The place Dickey is describing is Centralia, Pennsylvania — the infamous, abandoned burning town that served as the inspiration for Silent Hill. People can’t live there anymore, but life goes on, even as, beneath it all there remains “A fire that has raged out of control for sixty years, unending and older than most people you know.”

• Speaking of lush greenery and ruined landscapes: “Stuck in the Weeds: The Invasive Plant That Thrives on Bureaucracy.”

Fletcher Reveley goes long on America’s war on Arundo donax, the invasive weed that has followed humans all over the world, choking out river ecosystems and native plants. The piece takes a dim view of inter-agency squabbles and the difficulty of cooperation across competing jurisdictions, but the bottom line is that the weed is winning the war because it’s so tough and adaptable that nothing we’ve tried so far works very well.
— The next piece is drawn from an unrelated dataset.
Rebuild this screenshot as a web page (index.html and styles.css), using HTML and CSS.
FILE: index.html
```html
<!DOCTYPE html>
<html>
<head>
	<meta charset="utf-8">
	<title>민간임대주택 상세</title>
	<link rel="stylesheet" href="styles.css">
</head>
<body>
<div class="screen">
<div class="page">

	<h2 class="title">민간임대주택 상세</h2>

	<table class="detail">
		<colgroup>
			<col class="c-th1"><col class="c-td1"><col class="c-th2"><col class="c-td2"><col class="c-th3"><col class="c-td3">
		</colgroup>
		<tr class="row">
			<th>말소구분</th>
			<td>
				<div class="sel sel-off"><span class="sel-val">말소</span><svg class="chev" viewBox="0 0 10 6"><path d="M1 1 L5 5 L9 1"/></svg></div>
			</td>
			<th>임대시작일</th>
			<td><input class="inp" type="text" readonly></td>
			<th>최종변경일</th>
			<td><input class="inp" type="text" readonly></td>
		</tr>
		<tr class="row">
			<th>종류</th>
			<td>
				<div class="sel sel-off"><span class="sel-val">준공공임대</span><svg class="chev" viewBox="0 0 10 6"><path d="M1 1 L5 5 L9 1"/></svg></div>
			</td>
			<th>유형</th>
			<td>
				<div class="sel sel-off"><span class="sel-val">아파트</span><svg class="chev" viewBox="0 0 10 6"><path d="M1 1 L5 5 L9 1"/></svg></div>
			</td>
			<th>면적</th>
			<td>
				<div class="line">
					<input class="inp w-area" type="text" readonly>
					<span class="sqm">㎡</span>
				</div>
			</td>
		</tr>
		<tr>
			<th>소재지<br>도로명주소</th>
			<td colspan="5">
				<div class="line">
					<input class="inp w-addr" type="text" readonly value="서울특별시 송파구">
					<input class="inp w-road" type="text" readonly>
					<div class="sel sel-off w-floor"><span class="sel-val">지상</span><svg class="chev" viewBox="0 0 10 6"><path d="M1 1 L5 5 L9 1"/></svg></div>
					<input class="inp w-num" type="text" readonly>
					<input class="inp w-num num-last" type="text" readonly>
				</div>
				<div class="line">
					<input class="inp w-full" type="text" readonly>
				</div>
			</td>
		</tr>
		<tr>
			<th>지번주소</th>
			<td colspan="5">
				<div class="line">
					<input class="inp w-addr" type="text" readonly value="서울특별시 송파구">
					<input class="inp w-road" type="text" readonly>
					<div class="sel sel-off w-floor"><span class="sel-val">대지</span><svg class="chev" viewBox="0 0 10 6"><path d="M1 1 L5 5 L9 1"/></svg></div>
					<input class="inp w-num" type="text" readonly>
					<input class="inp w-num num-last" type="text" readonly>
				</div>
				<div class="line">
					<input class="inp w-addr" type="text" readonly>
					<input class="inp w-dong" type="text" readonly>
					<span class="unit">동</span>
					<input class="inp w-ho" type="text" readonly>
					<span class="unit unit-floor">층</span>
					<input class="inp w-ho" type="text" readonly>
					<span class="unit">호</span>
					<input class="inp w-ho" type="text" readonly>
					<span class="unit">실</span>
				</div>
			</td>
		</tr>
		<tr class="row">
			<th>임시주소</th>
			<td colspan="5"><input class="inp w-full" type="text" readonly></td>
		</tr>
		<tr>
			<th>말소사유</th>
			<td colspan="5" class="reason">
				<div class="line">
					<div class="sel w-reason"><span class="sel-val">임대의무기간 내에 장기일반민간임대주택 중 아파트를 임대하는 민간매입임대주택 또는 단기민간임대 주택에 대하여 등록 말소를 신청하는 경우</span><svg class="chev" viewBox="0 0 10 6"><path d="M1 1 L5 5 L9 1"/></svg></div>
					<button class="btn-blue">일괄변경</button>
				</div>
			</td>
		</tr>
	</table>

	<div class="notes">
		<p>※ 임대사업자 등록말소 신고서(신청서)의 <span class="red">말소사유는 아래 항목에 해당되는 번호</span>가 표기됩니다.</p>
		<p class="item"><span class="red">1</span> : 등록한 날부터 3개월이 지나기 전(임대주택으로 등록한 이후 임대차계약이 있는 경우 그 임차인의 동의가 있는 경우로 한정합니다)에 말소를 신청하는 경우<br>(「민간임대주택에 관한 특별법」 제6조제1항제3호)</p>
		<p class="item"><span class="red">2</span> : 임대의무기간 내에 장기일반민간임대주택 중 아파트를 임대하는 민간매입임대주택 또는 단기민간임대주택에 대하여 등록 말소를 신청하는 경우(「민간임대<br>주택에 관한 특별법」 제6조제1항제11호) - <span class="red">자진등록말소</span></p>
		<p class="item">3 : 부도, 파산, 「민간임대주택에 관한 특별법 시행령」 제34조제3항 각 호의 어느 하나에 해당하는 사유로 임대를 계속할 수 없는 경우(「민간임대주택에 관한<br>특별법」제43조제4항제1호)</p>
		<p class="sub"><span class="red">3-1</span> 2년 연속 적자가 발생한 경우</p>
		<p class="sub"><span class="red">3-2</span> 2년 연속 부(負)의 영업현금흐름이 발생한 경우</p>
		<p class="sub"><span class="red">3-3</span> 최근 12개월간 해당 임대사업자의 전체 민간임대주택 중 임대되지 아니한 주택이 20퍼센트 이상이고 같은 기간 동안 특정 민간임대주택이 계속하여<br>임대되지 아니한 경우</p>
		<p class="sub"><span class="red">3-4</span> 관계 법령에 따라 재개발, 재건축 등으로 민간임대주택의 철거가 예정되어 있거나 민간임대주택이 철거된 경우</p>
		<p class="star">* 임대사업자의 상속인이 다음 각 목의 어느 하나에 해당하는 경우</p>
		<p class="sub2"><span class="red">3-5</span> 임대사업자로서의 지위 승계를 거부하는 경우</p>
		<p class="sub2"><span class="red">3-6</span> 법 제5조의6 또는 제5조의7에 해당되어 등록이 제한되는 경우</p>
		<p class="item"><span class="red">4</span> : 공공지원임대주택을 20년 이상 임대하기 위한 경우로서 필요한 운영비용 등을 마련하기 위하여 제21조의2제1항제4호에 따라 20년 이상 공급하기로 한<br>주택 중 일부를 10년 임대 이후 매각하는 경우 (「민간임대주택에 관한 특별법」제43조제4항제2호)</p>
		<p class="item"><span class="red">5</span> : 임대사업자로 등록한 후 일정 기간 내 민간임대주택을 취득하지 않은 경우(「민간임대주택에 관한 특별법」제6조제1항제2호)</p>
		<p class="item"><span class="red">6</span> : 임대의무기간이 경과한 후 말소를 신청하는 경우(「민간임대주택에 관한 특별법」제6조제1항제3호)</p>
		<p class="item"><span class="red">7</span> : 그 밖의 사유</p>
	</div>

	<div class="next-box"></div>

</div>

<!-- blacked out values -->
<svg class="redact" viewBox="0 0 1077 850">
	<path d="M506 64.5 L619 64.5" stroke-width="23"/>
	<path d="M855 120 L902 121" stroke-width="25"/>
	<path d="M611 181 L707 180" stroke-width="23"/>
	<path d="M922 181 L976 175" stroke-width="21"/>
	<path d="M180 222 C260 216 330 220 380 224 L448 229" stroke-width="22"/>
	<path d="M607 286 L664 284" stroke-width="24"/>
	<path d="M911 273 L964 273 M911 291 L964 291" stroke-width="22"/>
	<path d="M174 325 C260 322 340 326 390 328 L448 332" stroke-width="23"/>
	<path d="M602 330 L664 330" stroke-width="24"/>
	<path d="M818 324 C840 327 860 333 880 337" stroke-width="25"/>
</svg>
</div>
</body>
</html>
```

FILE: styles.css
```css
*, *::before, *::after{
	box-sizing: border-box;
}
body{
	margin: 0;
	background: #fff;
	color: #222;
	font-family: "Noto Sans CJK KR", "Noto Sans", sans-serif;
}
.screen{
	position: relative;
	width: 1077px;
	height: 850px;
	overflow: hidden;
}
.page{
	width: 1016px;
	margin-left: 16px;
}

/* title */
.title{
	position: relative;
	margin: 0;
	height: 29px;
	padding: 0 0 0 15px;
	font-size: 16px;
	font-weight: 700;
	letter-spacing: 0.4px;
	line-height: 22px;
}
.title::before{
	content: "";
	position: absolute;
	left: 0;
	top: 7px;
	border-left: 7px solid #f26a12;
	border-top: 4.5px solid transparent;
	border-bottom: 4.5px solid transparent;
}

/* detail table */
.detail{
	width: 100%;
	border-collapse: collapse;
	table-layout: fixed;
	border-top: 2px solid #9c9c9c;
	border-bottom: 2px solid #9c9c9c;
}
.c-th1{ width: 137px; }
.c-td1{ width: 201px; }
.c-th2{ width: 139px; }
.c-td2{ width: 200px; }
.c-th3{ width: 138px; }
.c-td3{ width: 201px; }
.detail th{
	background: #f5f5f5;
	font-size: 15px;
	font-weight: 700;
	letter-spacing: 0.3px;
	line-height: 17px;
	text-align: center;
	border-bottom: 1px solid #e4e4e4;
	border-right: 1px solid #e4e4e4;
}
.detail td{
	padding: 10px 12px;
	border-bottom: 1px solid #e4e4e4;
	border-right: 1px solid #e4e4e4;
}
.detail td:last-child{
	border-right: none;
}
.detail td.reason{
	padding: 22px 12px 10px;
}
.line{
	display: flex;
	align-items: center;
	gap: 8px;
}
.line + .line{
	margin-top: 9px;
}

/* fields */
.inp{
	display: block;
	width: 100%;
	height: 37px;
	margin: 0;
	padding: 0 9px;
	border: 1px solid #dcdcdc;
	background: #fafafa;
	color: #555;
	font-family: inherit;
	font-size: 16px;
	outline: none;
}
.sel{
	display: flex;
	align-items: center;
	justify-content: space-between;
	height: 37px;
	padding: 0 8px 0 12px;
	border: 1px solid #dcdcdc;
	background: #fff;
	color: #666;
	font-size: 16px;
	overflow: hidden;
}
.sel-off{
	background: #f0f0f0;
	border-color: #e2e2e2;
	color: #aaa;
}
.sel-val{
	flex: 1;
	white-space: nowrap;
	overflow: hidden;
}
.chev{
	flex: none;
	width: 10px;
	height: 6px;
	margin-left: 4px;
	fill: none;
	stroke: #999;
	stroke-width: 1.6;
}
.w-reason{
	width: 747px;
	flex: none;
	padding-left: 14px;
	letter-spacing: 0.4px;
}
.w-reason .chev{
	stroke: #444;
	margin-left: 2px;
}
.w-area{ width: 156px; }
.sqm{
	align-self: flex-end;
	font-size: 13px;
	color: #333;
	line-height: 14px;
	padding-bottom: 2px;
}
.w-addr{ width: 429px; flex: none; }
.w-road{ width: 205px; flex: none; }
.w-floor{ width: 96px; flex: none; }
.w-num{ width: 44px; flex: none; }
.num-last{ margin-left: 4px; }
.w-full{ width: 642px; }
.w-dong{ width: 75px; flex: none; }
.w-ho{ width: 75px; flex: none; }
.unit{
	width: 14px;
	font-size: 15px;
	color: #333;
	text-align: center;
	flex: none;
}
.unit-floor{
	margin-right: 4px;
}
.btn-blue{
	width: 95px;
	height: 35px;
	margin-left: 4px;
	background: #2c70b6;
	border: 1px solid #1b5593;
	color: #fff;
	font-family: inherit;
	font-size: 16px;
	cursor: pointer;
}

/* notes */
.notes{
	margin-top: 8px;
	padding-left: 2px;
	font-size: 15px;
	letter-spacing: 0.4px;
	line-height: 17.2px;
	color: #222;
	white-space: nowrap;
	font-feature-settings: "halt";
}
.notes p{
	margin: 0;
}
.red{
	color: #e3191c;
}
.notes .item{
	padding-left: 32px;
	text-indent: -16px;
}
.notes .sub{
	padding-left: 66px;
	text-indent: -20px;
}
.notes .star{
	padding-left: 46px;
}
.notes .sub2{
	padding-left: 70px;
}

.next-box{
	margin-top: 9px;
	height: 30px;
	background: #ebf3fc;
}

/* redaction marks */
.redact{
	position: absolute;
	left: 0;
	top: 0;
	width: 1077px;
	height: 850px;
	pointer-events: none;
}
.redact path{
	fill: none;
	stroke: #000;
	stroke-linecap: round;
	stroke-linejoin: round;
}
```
Faced with a similar challenge, Hayley Sussman just tips her hat and writes  almost in praise of Duckweed.

• “How Tennessee’s Speaker of the House Helped Keep a Payday Lender’s Struggling Sports Gambling Company Alive.”

Adam Friedman brings us this tale of a state government doing the opposite of anything a state government should do. Instead of regulating two predatory industries, Cameron Sexton decided to help them merge into some kind of hideous predatory Voltron.

Sexton helped his friends, Michael and Tina Hodges, suck poor people dry with “Flex Loans” — giving them access to quick cash that would put them on the hook at triple-digit interest rates. And then, to help them ensure a supply of desperate people desperately in need of this quick cash, he helped them with their other project — a sports gambling business:

In many states, regulators try to keep lending and betting separate; Virginia, for example, bans gambling operators from offering loans to customers. But in Tennessee, it’s different. A payday lender and a gambling company can have the same owners and operate out of the same storefronts.

What could go wrong? Besides everything.